Is the Chain of Oxidation and Reduction Process Reversible in Luminescent Graphene Quantum Dots?

Graphene‐based quantum dots (QDs) have received a tremendous amount of attention as a new type of light‐emitting materials. However, their luminescence origins remain controversial due to extrinsic states of the impurities and disorder structures. Especially, the function of oxygen‐contents should be understood and controlled as a crucial element for tuning the optical properties of graphene‐based QDs. Herein, a series of graphene oxide QDs (GOQDs) with different amounts of oxygen‐contents are first synthesized via a direct oxidation route of graphite nanoparticle and thoroughly compared with a series of reduced GOQDs (rGOQDs) prepared by the conventional chemical reduction. Irreversible emission and different carrier dynamics are observed between the GOQDs and rGOQDs, although both routes show a similar tendency with regard to the variation of oxygen‐functional components. Their luminescence mechanisms are closely associated with different atomic structures.
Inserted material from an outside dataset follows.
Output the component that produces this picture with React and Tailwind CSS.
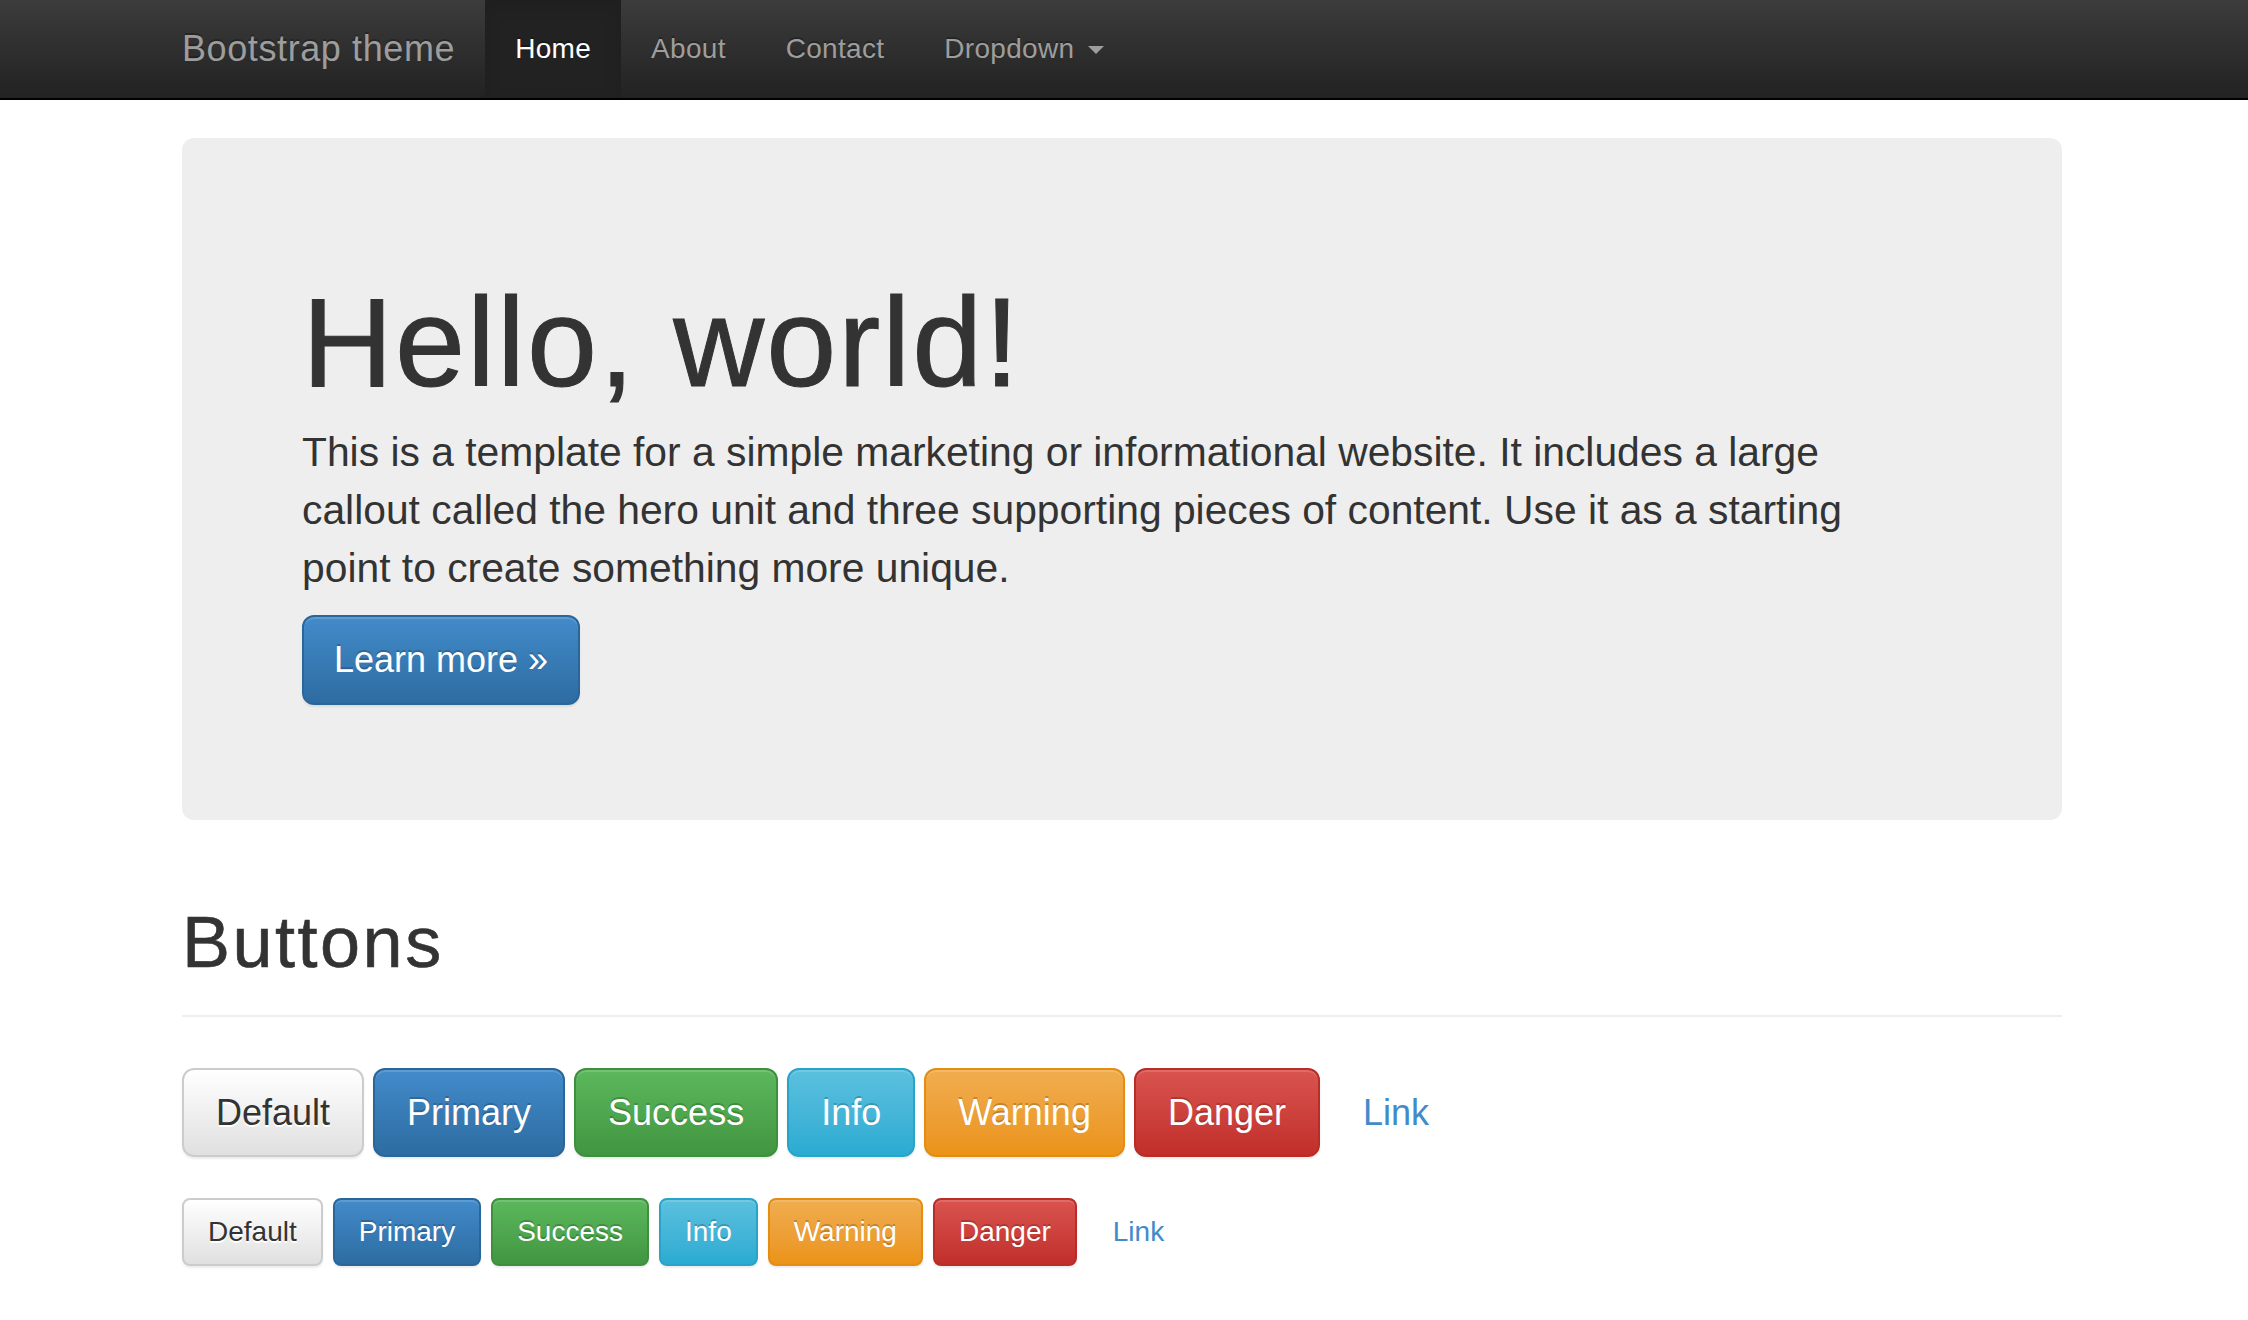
import React from 'react';

const font = { fontFamily: '"Liberation Sans", Arial, sans-serif' };

const navLinks = ['About', 'Contact'];

const lgButtons = [
  { label: 'Default', cls: 'bg-linear-to-b from-[#ffffff] to-[#e0e0e0] border-[#cccccc] text-[#333] [text-shadow:0_2px_0_#fff]' },
  { label: 'Primary', cls: 'bg-linear-to-b from-[#428bca] to-[#2d6ca2] border-[#2b669a] text-white [text-shadow:0_-2px_0_rgba(0,0,0,0.2)]' },
  { label: 'Success', cls: 'bg-linear-to-b from-[#5cb85c] to-[#419641] border-[#3e8f3e] text-white [text-shadow:0_-2px_0_rgba(0,0,0,0.2)]' },
  { label: 'Info', cls: 'bg-linear-to-b from-[#5bc0de] to-[#2aabd2] border-[#28a4c9] text-white [text-shadow:0_-2px_0_rgba(0,0,0,0.2)]' },
  { label: 'Warning', cls: 'bg-linear-to-b from-[#f0ad4e] to-[#eb9316] border-[#e38d13] text-white [text-shadow:0_-2px_0_rgba(0,0,0,0.2)]' },
  { label: 'Danger', cls: 'bg-linear-to-b from-[#d9534f] to-[#c12e2a] border-[#b92c28] text-white [text-shadow:0_-2px_0_rgba(0,0,0,0.2)]' },
];

const ButtonRow = ({ size }) => {
  const big = size === 'lg';
  const base = big
    ? 'h-[89px] px-[32px] text-[36px] rounded-[12px]'
    : 'h-[68px] px-[24px] text-[28px] rounded-[8px]';
  return (
    <div className={`flex items-center ${big ? 'gap-[9px]' : 'gap-[10px]'}`}>
      {lgButtons.map((b) => (
        <button
          key={b.label}
          className={`${base} ${b.cls} border-2 flex items-center leading-none shadow-[inset_0_2px_0_rgba(255,255,255,0.15),0_2px_2px_rgba(0,0,0,0.075)]`}
        >
          {b.label}
        </button>
      ))}
      <button className={`${base} border-2 border-transparent text-[#428bca] flex items-center leading-none`}>
        Link
      </button>
    </div>
  );
};

export default function App() {
  return (
    <div className="min-h-screen bg-white text-[#333]" style={font}>
      {/* navbar */}
      <div className="h-[100px] bg-linear-to-b from-[#3c3c3c] to-[#222222] border-b-2 border-black">
        <div className="w-[1880px] ml-[182px] flex h-[98px] items-stretch">
          <a className="flex items-center pr-[30px] text-[36px] tracking-[0.6px] text-[#9d9d9d] [text-shadow:0_-2px_0_rgba(0,0,0,0.25)]">
            Bootstrap theme
          </a>
          <a className="flex items-center px-[30px] text-[28px] tracking-[0.3px] text-white bg-[#222] shadow-[inset_0_6px_18px_rgba(0,0,0,0.1)] [text-shadow:0_-2px_0_rgba(0,0,0,0.25)]">
            Home
          </a>
          {navLinks.map((l) => (
            <a key={l} className="flex items-center px-[30px] text-[28px] tracking-[0.3px] text-[#9d9d9d] [text-shadow:0_-2px_0_rgba(0,0,0,0.25)]">
              {l}
            </a>
          ))}
          <a className="flex items-center px-[30px] text-[28px] tracking-[0.3px] text-[#9d9d9d] [text-shadow:0_-2px_0_rgba(0,0,0,0.25)]">
            Dropdown
            <span className="ml-[14px] mt-[2px] w-0 h-0 border-l-[8px] border-r-[8px] border-t-[8px] border-l-transparent border-r-transparent border-t-[#9d9d9d]" />
          </a>
        </div>
      </div>

      <div className="w-[1880px] ml-[182px]">
        {/* jumbotron */}
        <div className="mt-[38px] h-[682px] bg-[#eeeeee] rounded-[12px] pl-[120px] pt-[136px]">
          <h1 className="text-[126px] leading-[1.1] tracking-[2px] text-[#333] [-webkit-text-stroke:1px_#333]">
            Hello, world!
          </h1>
          <p className="mt-[10px] text-[40.8px] leading-[58px] text-[#333] whitespace-nowrap">
            This is a template for a simple marketing or informational website. It includes a large
            <br />
            callout called the hero unit and three supporting pieces of content. Use it as a starting
            <br />
            point to create something more unique.
          </p>
          <button className="mt-[18px] h-[90px] px-[30px] rounded-[12px] border-2 border-[#2b669a] bg-linear-to-b from-[#428bca] to-[#2d6ca2] text-white text-[36px] leading-none [text-shadow:0_-2px_0_rgba(0,0,0,0.2)] shadow-[inset_0_2px_0_rgba(255,255,255,0.15),0_2px_2px_rgba(0,0,0,0.075)]">
            Learn more »
          </button>
        </div>

        {/* page header */}
        <div className="mt-[83px] pb-[33px] border-b-2 border-[#eeeeee]">
          <h1 className="text-[72px] leading-[1.1] tracking-[2.5px] text-[#333] [-webkit-text-stroke:0.6px_#333]">Buttons</h1>
        </div>

        <div className="mt-[51px]">
          <ButtonRow size="lg" />
        </div>
        <div className="mt-[41px]">
          <ButtonRow size="md" />
        </div>
      </div>
    </div>
  );
}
The mechanism for the rGOQDs can be associated with a formation of small sp 2 nanodomains as luminescent centers, whereas those of GOQDs may be composed of oxygen‐islands with difference sizes depending on oxidation conditions surrounded by a large area of sp 2 bonding. Important insights for understanding the optical properties of graphene‐based QDs and how they are affected by oxygen‐functional groups are shown.